Single by Walker Hayes

from the album Country Stuff the Album
- Released: October 15, 2021
- Genre: Country pop; country rap;
- Length: 2:32
- Label: Monument Nashville
- Songwriters: Dylan Guthro; Jodi Guthro; Walker Hayes;
- Producer: Dylan Guthro

Walker Hayes singles chronology
| "Fancy Like" (2021) | "U Gurl" (2021) | "AA" (2021) |

= U Gurl =

2021 single by Walker Hayes

"U Gurl" is a song by American country music singer Walker Hayes. It was released on October 15, 2021 as the second single from his third studio album Country Stuff the Album. Hayes co-wrote the song with Dylan Guthro and Jodi Guthro, and it was produced by Dylan Guthro. Credits include T-Pain and Atlanta Records for sampling the song "Low" by Flo Rida.

==Content==
The inspiration of "U Gurl" is Laney Beville Hayes; Hayes’ wife of 17 years.

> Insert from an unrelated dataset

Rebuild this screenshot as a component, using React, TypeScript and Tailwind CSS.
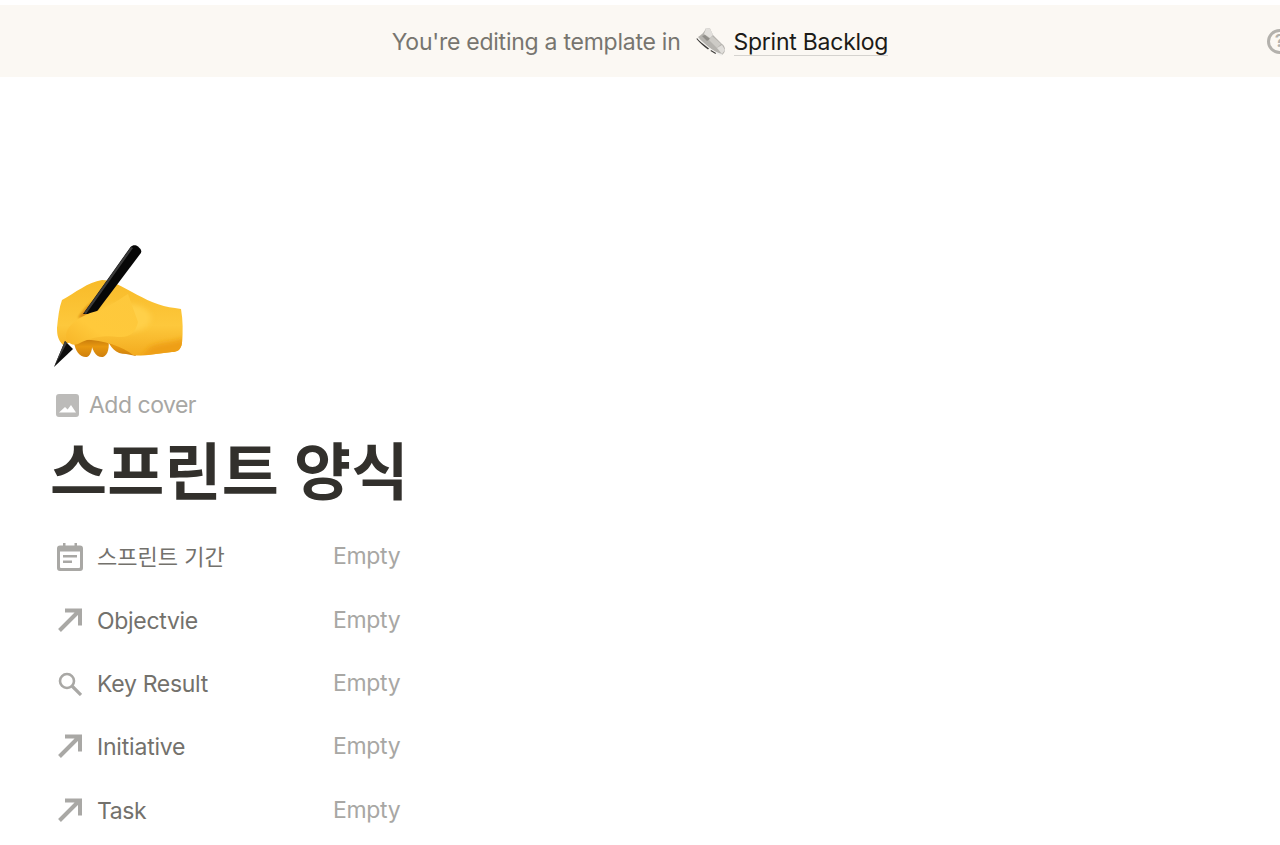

Hayes stated in a press release: "With 'U Gurl' we wanted to capture that feeling when you look at your significant other, and you just can't take your eyes off them, yet in a fresh way, I get that feeling every day when I look at my wife". He posted a dance video with his children on Instagram for the track.

==Charts==

===Weekly charts===

Chart performance for "U Gurl"
| Chart (2021) | Peak position |
|---|---|
| US Bubbling Under Hot 100 (Billboard) | 8 |
| US Hot Country Songs (Billboard) | 28 |

===Year-end charts===

2022 year-end chart performance for "U Gurl"
| Chart (2022) | Position |
|---|---|
| US Hot Country Songs (Billboard) | 83 |
| US Digital Song Sales (Billboard) | 73 |

==Certifications==

Certifications for U Gurl
| Region | Certification | Certified units/sales |
| United States (RIAA) | Gold | 500,000^{‡} |
^{‡} Sales+streaming figures based on certification alone.